You consider any element node without a child empty //*[not(node())]
will accomplish that. But if it removes the element nodes it can result in additional empty nodes, so you will need an expression that does not only remove the currently empty element nodes, but these with only empty descendant nodes (recursively). Additionally you might want to avoid to remove the document element even if it is empty because that would result in an invalid document.
Building up the expression
- Select the document element
/*
- Any descendant of the document element
/*//*
- ...with only whitespaces as text content (this includes descendants)
/*//*[normalize-space(.) = ""]
- ...and no have attributes
/*//*[normalize-space(.) = "" and not(@*)]

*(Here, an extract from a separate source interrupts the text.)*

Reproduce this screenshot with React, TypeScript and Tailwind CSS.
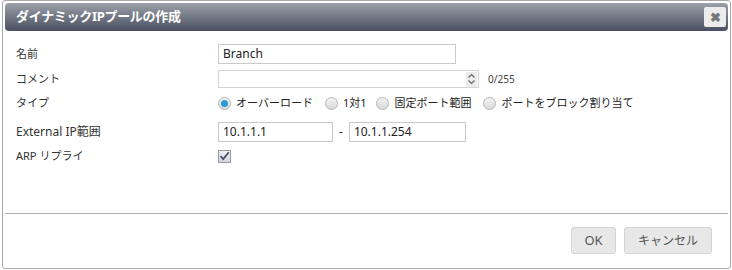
import React from "react";

const font = "font-['Noto_Sans','Noto_Sans_CJK_JP',sans-serif]";

function Radio({ checked }: { checked?: boolean }) {
  return (
    <span className="inline-flex h-[13px] w-[13px] shrink-0 items-center justify-center rounded-full border border-[#b5b5b5] bg-gradient-to-b from-[#f4f4f4] to-[#d9d9d9]">
      {checked && <span className="h-[7px] w-[7px] rounded-full bg-[#2d9ad6]" />}
    </span>
  );
}

export default function App() {
  return (
    <div className={`w-[732px] h-[270px] bg-white ${font} text-[#333]`}>
      <div className="ml-[2px] w-[729px] h-[269px] rounded-[3px] border border-[#a8a8a8] p-[2px] flex flex-col">
        {/* Title bar */}
        <div className="h-[28px] rounded-[4px] bg-gradient-to-b from-[#9da1ab] to-[#4a5060] flex items-center justify-between pl-[11px] pr-[2px]">
          <span className="text-white text-[13px] font-bold tracking-[-0.3px]">ダイナミックIPプールの作成</span>
          <span className="flex h-[20px] w-[22px] items-center justify-center rounded-[2px] bg-[#ececec] text-[#777] text-[13px] font-bold leading-none">
            ✖
          </span>
        </div>

        {/* Body */}
        <div className="h-[182px] pl-[11px] pt-[13px] text-[12px]">
          <div className="grid grid-cols-[202px_1fr] items-center h-[20px]">
            <span className="text-[11px]">名前</span>
            <div className="h-[20px] w-[238px] border border-[#c9c9c9] px-[4px] flex items-center text-[12px] text-[#222]">Branch</div>
          </div>
          <div className="grid grid-cols-[202px_1fr] items-center h-[18px] mt-[6px]">
            <span className="text-[11px]">コメント</span>
            <div className="flex items-center">
              <div className="h-[18px] w-[261px] border border-[#d3d3d3] flex justify-end items-center pr-[1px]">
                <div className="h-[15px] w-[11px] bg-[#ececec] flex flex-col items-center justify-center text-[#666]">
                  <svg width="7" height="12" viewBox="0 0 7 12">
                    <path d="M0.5 4.5 L3.5 1.5 L6.5 4.5" fill="none" stroke="#666" strokeWidth="1.2" />
                    <path d="M0.5 7.5 L3.5 10.5 L6.5 7.5" fill="none" stroke="#666" strokeWidth="1.2" />
                  </svg>
                </div>
              </div>
              <span className="ml-[9px] text-[10px] text-[#444]">0/255</span>
            </div>
          </div>
          <div className="grid grid-cols-[202px_1fr] items-center h-[18px] mt-[6px]">
            <span className="text-[11px]">タイプ</span>
            <div className="flex items-center text-[11px] text-[#222]">
              <Radio checked />
              <span className="ml-[5px] mr-[12px]">オーバーロード</span>
              <Radio />
              <span className="ml-[5px] mr-[10px]">1対1</span>
              <Radio />
              <span className="ml-[5px] mr-[12px]">固定ポート範囲</span>
              <Radio />
              <span className="ml-[5px]">ポートをブロック割り当て</span>
            </div>
          </div>
          <div className="grid grid-cols-[202px_1fr] items-center h-[20px] mt-[10px]">
            <span className="text-[12px]">External IP範囲</span>
            <div className="flex items-center text-[12px] text-[#222]">
              <div className="h-[20px] w-[115px] border border-[#c9c9c9] px-[4px] flex items-center">10.1.1.1</div>
              <span className="mx-[6px]">-</span>
              <div className="h-[20px] w-[117px] border border-[#c9c9c9] px-[4px] flex items-center">10.1.1.254</div>
            </div>
          </div>
          <div className="grid grid-cols-[202px_1fr] items-center h-[14px] mt-[6px]">
            <span className="text-[11px]">ARP リプライ</span>
            <span className="flex h-[13px] w-[13px] items-center justify-center border border-[#9a9aa6] bg-gradient-to-b from-[#eef0f4] to-[#d2d5de]">
              <svg width="11" height="10" viewBox="0 0 11 10">
                <path d="M1.5 5 L4.2 8 L9.8 1.2" fill="none" stroke="#4a5068" strokeWidth="1.8" />
              </svg>
            </span>
          </div>
        </div>

        {/* Footer */}
        <div className="border-t border-[#adadad] flex justify-end gap-[8px] pr-[16px] pt-[13px]">
          <button className="h-[27px] w-[45px] rounded-[3px] border border-[#d4d4d4] bg-[#e8e8e8] text-[13px] text-[#555]">OK</button>
          <button className="h-[27px] w-[88px] rounded-[3px] border border-[#d4d4d4] bg-[#e8e8e8] text-[12px] text-[#555]">キャンセル</button>
        </div>
      </div>
    </div>
  );
}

- ...or an descendants with attributes
/*//*[normalize-space(.) = "" and not(@* or .//*[@*])]
- ...or a comment
/*//*[normalize-space(.) = "" and not(@* or .//*[@*] or .//comment())]
- ...or a pi
/*//*[
normalize-space(.) = "" and not(@* or .//*[@*] or .//comment() or .//processing-instruction())
]
Put together
Iterate the result in reverse order, so that child nodes are deleted before parents.
$xmlString = <<<'XML'
<foo>
<empty/>
<empty></empty>
<bar><empty/></bar>
<bar attr="value"><empty/></bar>
<bar>text</bar>
<bar>
<empty/>
text
</bar>
<bar>
<!-- comment -->
</bar>
</foo>
XML;
$xml = new SimpleXMLElement($xmlString);
$xpath = '/*//*[
normalize-space(.) = "" and
not(
@* or
.//*[@*] or
.//comment() or
.//processing-instruction()
)
]';
foreach (array_reverse($xml->xpath($xpath)) as $remove) {
unset($remove[0]);
}
echo $xml->asXml();
Output:
<?xml version="1.0"?>
<foo>
<bar attr="value"/>
<bar>text</bar>
<bar>
text
</bar>
<bar>
<!-- comment -->
</bar>
</foo>